The whole point of this discussion is the intentional conflation of the rights bestowed by ownership, most prominently includes the right of resale, and the rights granted to the licensee by a rights holder, which was never intended to cover resale because the centuries-old legal definition of a license was designed to cover a temporary relationship and not, effectively, perpetual ownership.
It has only been in the last few decades, mostly through the Supreme Court case mentioned in your quote, that through the use of DRM and online downloads IP rights holders have gotten away from being held accountable to the first sale doctrine and other consumer rights regarding property ownership by defining the consumer's ownership through a license, which has incredibly weak protections.
Therefore, any further discussions on royalties due on subsequent sales of IP represents an even further erosion of the first sale doctrine, which I take serious issue with because it further pushes society (and, by extension, legal precedent) down the path from the traditional protections of ownership into the rentership society wherein consumers rights are subject to the legal whims of rights holders.
But I thought a little critical reading skills applied to the latter two paragraphs which you yourself quoted might make the legal ramifications of this problem self-evident. Silly me.
Not passive aggressive, actively citing why this debate exists in the first place. You typed one sentence. There is no reading between the lines, no nuance, and no reason in that argument. Your response, while slightly embittered by what was likely a more blunt than necessary response from me, is what I wanted. That shows that we have something to discuss, for which there is actual value.
I fully agree that ownership has been either stolen or voluntarily relinquished in the modern age. The reason that such things have been forfeit is that our society at large has moved from manufacturing to that of a service industry. As a service industry relies upon people demanding services, we have changed our perception of what can be offered as a service. The unfortunate truth is that our legal system has done nothing to keep up with the changing societal views on what is and is not a service.
So, I need you to answer me a few questions.
1) Assuming that software is a good, rather than IP providing a service, where does it reside? Is it on your computer, the Steam authentication servers, the developer's network, or perhaps even the download servers for Steam? I find it impossible to answer this question personally. Any answer has a dozen different counters, and we could spend all day arguing it out.
2) Assuming that you sell a piece of software to someone else, what legal recourse do they retain if the software does not work? Right now things like the lemon law protect consumers from being sold damaged goods, but no such protections exist in the case of software. Even the developers aren't culpable if you are sold software that doesn't work via a third party.
3) In the case of a third party being involved with the sale of the supposed goods, who retains the responsibility to the consumers after sale? If your software damages a million dollar piece of hardware, due to bad coding, who do you seek reparations from. In the case of something like a car the manufacturer is responsible, yet with software you'd need to perpetually support a product. It is beyond the scope of the legal system to force a manufacturer to support software indefinitely, yet because it doesn't degrade that is exactly the relationship that digital goods would have to bear.
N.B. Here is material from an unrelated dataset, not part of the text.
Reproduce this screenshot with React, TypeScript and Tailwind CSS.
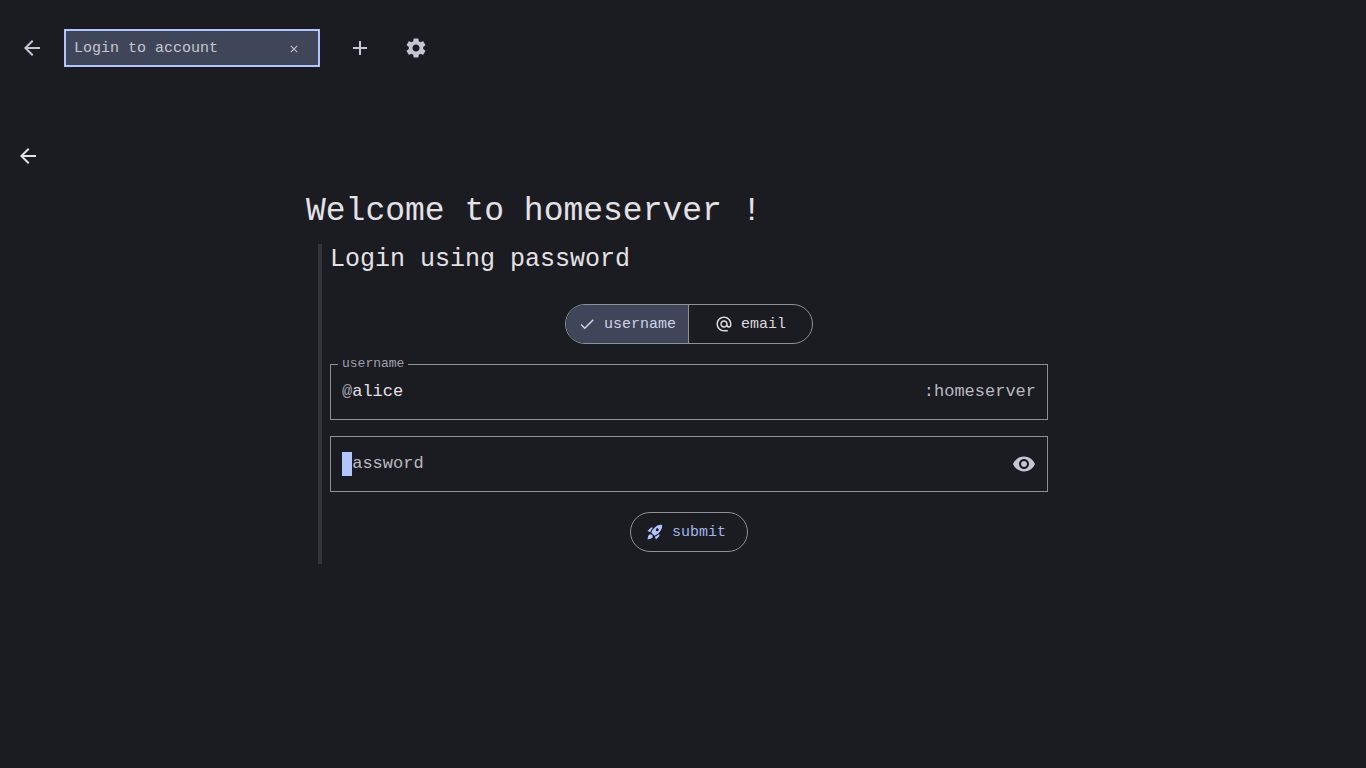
import React, { useState } from 'react';
import {
  MdAdd,
  MdAlternateEmail,
  MdArrowBack,
  MdCheck,
  MdClose,
  MdRocketLaunch,
  MdSettings,
  MdVisibility,
} from 'react-icons/md';

type IdentifierKind = 'username' | 'email';

interface IconButtonProps {
  label: string;
  className?: string;
  children: React.ReactNode;
}

const IconButton: React.FC<IconButtonProps> = ({ label, className = '', children }) => (
  <button type="button" aria-label={label} className={`flex items-center justify-center ${className}`}>
    {children}
  </button>
);

const TabBar: React.FC = () => (
  <header className="flex items-center h-24 px-3 text-[#c6c6d0]">
    <IconButton label="Back" className="size-10">
      <MdArrowBack className="size-6" />
    </IconButton>
    <div className="flex items-center justify-between w-64 ml-3 border-2 border-[#b2c5ff] bg-[#404659] py-[5px] pl-2 pr-3">
      <a href="#login" className="pt-0.5 text-[15px] leading-5">
        Login to account
      </a>
      <IconButton label="Close tab" className="size-6 pt-0.5">
        <MdClose className="size-3" />
      </IconButton>
    </div>
    <IconButton label="New tab" className="size-10 ml-5">
      <MdAdd className="size-6" />
    </IconButton>
    <IconButton label="Settings" className="size-10 ml-4">
      <MdSettings className="size-6" />
    </IconButton>
  </header>
);

const IdentifierToggle: React.FC = () => {
  const [kind, setKind] = useState<IdentifierKind>('username');

  const options = [
    { id: 'username' as const, icon: MdCheck },
    { id: 'email' as const, icon: MdAlternateEmail },
  ];

  return (
    <div className="flex w-62 h-10 overflow-hidden rounded-full border border-[#909099] divide-x divide-[#909099]">
      {options.map((opt) => (
        <button
          key={opt.id}
          type="button"
          aria-pressed={kind === opt.id}
          onClick={() => setKind(opt.id)}
          className={`flex w-1/2 items-center justify-center gap-2 text-[15px] ${
            kind === opt.id ? 'bg-[#404659] text-[#cdd3ea]' : 'text-[#dad8dd]'
          }`}
        >
          <opt.icon className="size-[18px]" />
          <span className="pt-0.5">{opt.id}</span>
        </button>
      ))}
    </div>
  );
};

const LoginForm: React.FC = () => {
  const [password, setPassword] = useState('');

  return (
    <form
      onSubmit={(e) => e.preventDefault()}
      className="flex flex-col items-center mx-3 mt-3 border-l-4 border-[#333438] pl-2 pb-3"
    >
      <h2 className="self-start text-[25px] leading-8 text-[#e4e1e6]">Login using password</h2>

      <div className="mt-7">
        <IdentifierToggle />
      </div>

      <fieldset className="w-full mt-3 border border-[#909099] px-[7px] text-[17px] text-[#b9b9c2]">
        <legend className="px-1 text-[13px] leading-4 text-[#a0a0aa]">
          <label htmlFor="username">username</label>
        </legend>
        <div className="flex items-center px-1 pt-1.5 pb-[13px] leading-7">
          <span className="text-[#a0a0aa]">@</span>
          <input
            id="username"
            type="text"
            defaultValue="alice"
            className="flex-1 min-w-0 bg-transparent text-[#e4e1e6] outline-none"
          />
          <span>:homeserver</span>
        </div>
      </fieldset>

      <div className="flex items-center w-full h-14 mt-4 border border-[#909099] px-[11px]">
        <div className="relative flex-1">
          <input
            type="password"
            aria-label="password"
            placeholder="password"
            value={password}
            onChange={(e) => setPassword(e.target.value)}
            className="w-full h-6 bg-transparent text-[17px] text-[#e4e1e6] placeholder:text-[#b9b9c2] caret-transparent outline-none"
          />
          {/* block cursor */}
          {password === '' && <span className="absolute left-0 top-0 w-[10px] h-6 bg-[#b2c5ff]" />}
        </div>
        <IconButton label="Show password" className="size-6 text-[#c6c6d0]">
          <MdVisibility className="size-6" />
        </IconButton>
      </div>

      <button
        type="submit"
        className="flex items-center gap-2 h-10 mt-5 rounded-full border border-[#909099] pl-[15px] pr-[21px] text-[15px] text-[#b2c5ff]"
      >
        <MdRocketLaunch className="size-[18px]" />
        <span className="pt-0.5 text-[#a3b5ea]">submit</span>
      </button>
    </form>
  );
};

export default function App() {
  return (
    <div className="min-h-screen bg-[#1b1c21] font-['Liberation_Mono',monospace]">
      <TabBar />
      <main>
        <div className="px-2 pt-10 text-[#e4e1e6]">
          <IconButton label="Previous step" className="size-10">
            <MdArrowBack className="size-6" />
          </IconButton>
        </div>
        <div className="max-w-[754px] mx-auto mt-4">
          <h1 className="text-[33px] leading-10 text-[#e4e1e6]">Welcome to homeserver !</h1>
          <LoginForm />
        </div>
      </main>
    </div>
  );
}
4) How do we prevent duplication? With manufactured goods you have a physical item, yet with digital goods copies can be made forever. Who is trusted to make sure that only one paid copy of a good exist? Who can be trusted to do such a thing, when there's no incentive to offer that service without an associated price tag.
The witty, and useless, answer is that if you don't want to accept the license terms don't. Steam is a service you can voluntarily ignore, and there are almost always ways to get a hard copy of games. The issue is that even ownership of the disc doesn't entitle you to resale with PC games. What I proposed earlier was that publishers and Steam both get a cut of resale value, because they continue to accept responsibility for their customers (something that even physical goods aren't subject to unless warrantied, and even then only if you're the original owner). If they accept any money then they damn well better provide service. What you are proposing is we follow the rules we used to for physical goods. I can say that something as expensive, and as long lasting, as a car deserves different considerations than software. If the electronic nature of the items isn't enough of a reason, then I have to ask what software is currently on your computer? Is it the same as 10 years ago? Will it be the same in 10 years? What about damage due to usage. Sure, the HDD will fail, but once you've loaded up your backup does it perform any worse?
This debate is largely being settled case by case, and will likely take another decade to resolve. According to the makers of video games archiving abandonware is piracy. Emulators for anything more modern than an NES are tools for stealing IP, and digital goods only have value when the player forks over cash (after which every item becomes valueless for the purposes of being able to shut down servers at will). What I propose is that our digital goods retain value, because the publishers accept our money. The service rendered by platforms like Steam should be treated as such. You pay money, you get the service, and the publisher and seller agree to support you because they are being paid.
Nobody wants to fork over more money than they have to for a good or service. At the same time, we expect to receive the value of anything we pay for. I'd be willing to pay a modest portion of my trade-in value back to the publishers and Steam if I knew the game was going to be going strong months after release. I can't say that our current system, designed for physical goods, could address that sort of long term support.